The real value of estimation shows up at the portfolio level. If you have three initiatives competing for the same team's time, rough estimates help you compare cost-to-value ratios. A feature that costs 50 points and drives 10% revenue uplift is a better investment than one that costs 80 points and drives 5% uplift. Without estimates, these trade-offs are invisible.
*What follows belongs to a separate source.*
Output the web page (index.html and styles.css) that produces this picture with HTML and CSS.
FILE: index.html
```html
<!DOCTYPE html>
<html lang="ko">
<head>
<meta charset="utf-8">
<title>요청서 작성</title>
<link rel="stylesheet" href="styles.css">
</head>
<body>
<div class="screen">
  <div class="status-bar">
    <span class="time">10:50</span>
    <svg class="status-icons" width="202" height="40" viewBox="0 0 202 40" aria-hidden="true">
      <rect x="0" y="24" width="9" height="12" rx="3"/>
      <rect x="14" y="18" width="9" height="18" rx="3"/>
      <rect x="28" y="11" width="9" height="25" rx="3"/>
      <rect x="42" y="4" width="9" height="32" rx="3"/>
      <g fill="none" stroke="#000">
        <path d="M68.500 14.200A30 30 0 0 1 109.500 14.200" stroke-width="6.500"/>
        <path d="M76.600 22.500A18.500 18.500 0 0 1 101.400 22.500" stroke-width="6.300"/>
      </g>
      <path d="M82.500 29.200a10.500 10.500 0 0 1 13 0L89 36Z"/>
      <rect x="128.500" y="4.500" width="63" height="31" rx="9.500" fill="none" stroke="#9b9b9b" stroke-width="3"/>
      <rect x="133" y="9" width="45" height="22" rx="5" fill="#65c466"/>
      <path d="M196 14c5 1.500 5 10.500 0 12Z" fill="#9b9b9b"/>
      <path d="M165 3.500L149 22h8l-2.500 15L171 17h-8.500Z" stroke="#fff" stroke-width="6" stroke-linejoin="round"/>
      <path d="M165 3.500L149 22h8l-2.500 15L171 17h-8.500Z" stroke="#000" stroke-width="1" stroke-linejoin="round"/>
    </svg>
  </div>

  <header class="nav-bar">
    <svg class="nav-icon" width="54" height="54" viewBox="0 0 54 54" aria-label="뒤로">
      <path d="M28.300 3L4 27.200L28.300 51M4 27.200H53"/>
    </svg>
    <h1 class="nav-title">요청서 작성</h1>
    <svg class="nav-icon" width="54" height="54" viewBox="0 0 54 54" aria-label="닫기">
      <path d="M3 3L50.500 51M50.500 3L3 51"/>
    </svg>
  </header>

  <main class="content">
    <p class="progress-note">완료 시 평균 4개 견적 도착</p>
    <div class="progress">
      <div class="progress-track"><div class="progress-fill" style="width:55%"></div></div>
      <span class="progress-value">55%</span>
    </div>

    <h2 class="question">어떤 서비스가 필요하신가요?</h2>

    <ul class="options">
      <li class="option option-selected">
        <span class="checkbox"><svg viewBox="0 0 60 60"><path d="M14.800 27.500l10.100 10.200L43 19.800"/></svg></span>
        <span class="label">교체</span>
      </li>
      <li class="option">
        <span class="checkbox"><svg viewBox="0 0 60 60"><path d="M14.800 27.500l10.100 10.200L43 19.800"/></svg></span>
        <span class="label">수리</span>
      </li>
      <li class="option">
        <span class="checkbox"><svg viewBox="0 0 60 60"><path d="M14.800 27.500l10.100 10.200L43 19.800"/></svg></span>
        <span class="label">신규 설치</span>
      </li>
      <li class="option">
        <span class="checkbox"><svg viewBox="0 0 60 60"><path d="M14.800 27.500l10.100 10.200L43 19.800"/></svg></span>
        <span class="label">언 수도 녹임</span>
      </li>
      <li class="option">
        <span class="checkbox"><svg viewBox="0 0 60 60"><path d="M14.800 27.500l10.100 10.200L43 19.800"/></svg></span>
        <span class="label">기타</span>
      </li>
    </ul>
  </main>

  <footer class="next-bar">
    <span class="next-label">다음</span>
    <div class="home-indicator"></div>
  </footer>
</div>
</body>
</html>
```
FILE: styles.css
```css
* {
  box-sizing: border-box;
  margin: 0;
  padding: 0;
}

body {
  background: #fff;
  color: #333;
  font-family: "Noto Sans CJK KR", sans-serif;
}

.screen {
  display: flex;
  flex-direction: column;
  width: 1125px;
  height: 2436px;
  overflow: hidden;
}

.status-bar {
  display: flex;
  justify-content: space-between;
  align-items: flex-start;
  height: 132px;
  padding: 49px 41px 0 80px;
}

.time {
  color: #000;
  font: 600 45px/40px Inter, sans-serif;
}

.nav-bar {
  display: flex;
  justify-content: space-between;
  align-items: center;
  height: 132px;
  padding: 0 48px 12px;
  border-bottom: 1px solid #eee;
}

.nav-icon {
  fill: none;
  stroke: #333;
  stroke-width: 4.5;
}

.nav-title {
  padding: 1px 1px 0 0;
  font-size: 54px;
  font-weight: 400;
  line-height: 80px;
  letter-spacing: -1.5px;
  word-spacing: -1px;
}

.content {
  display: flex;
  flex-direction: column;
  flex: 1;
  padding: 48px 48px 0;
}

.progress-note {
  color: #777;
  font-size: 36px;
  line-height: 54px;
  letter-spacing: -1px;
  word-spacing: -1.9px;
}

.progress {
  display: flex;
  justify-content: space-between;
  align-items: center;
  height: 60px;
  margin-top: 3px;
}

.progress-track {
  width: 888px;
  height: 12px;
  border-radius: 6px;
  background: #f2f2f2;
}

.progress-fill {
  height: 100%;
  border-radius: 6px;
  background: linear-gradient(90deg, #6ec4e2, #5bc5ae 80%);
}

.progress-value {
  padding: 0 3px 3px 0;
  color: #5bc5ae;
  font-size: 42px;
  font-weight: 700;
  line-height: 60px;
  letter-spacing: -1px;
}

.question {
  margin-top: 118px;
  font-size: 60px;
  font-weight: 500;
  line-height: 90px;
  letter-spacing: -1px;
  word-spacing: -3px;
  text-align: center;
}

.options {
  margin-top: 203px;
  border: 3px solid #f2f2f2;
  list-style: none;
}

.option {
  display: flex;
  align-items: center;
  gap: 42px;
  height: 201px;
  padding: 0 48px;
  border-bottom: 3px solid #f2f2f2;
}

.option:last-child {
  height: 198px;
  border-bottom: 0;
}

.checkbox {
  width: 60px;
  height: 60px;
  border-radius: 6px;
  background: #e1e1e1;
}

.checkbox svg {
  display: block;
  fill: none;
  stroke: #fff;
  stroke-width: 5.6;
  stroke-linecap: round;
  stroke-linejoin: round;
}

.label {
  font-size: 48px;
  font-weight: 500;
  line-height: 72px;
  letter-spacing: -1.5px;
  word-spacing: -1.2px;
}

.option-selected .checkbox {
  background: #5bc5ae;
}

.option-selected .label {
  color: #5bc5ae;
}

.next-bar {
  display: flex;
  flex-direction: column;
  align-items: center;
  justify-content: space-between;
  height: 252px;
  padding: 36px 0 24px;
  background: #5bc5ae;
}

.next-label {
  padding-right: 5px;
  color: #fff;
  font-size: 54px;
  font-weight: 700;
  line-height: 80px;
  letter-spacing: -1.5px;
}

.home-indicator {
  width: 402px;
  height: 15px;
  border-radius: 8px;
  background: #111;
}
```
Estimation also creates a shared understanding of scope. When a PM says "search should take about a sprint" and the tech lead says "more like three sprints," that gap reveals misaligned assumptions about scope, architecture, or quality bar. The estimate itself matters less than the conversation it triggers.

How It Works in Practice

  • Choose a technique -- Pick one estimation method and stick with it. Story points are the most common for sprint-level planning. T-shirt sizes work well for quarterly roadmap planning. Do not mix units within the same planning context.
  • Calibrate with reference stories -- Identify 3-5 completed stories at different sizes (e.g., a 1-point story, a 3, a 5, an 8, and a 13). Use these as anchors when estimating new work. "Is this bigger or smaller than the payment integration we did last sprint?" is more useful than estimating in a vacuum.
  • Estimate as a team -- Use Planning Poker or similar techniques to get input from everyone who will touch the work. A PM alone cannot accurately size technical effort. A developer alone may miss UX complexity.
  • Track accuracy over time -- Compare estimated points to actual outcomes sprint over sprint. If the team consistently overestimates (finishing early with spare capacity) or underestimates (carrying stories forward), adjust the calibration. Most teams stabilize after 4-6 sprints.
  • Use velocity for forecasting -- Once you have 3-5 sprints of velocity data, use the average to forecast how many sprints a release will take. "We average 32 points per sprint and the release backlog is 140 points, so roughly 4-5 sprints."
  • Common Pitfalls

  • Treating estimates as commitments. Estimates are forecasts, not promises. When leadership treats a story point estimate as a deadline, teams pad estimates defensively and the entire system loses value.
  • Comparing velocity across teams. Team A's 8-point story is not the same as Team B's 8-point story. Story points are calibrated within a single team and cannot be compared externally. Using velocity to rank team productivity is a common management mistake.
  • Over-investing in estimation precision. Spending 30 minutes debating whether a story is a 5 or an 8 is almost never worth it. The difference in planning impact is negligible. Timebox estimation conversations and move on.
  • Estimating without breaking down the work. Estimating a vague epic as "about 40 points" is unreliable. Break it into stories first, estimate the stories, and sum them. The decomposition process itself surfaces complexity you would otherwise miss.
  • Story Points are the most widely used unit for agile estimation, measuring relative complexity rather than time.
  • Planning Poker is the most popular group estimation technique, designed to eliminate anchoring bias.
  • Velocity is the team's historical throughput in story points per sprint, used to forecast future delivery timelines.
  • Frequently Asked Questions

    Should agile teams estimate in hours or story points?+
    Most mature agile teams prefer story points because they measure relative complexity rather than absolute time. A 5-point story is roughly 2-3x the effort of a 2-point story, regardless of who works on it. Hours create false precision and invite micromanagement. That said, some teams successfully use ideal days -- the key is consistency within the team, not the unit itself.
    What is the No Estimates movement?+
    NoEstimates argues that estimation itself is waste -- the time spent estimating could be spent building. Advocates like Woody Zuill suggest teams should break work into equally small pieces and count throughput instead. It works well for teams with consistent story sizes and mature flow practices, but most teams still benefit from lightweight estimation to catch outliers and plan capacity.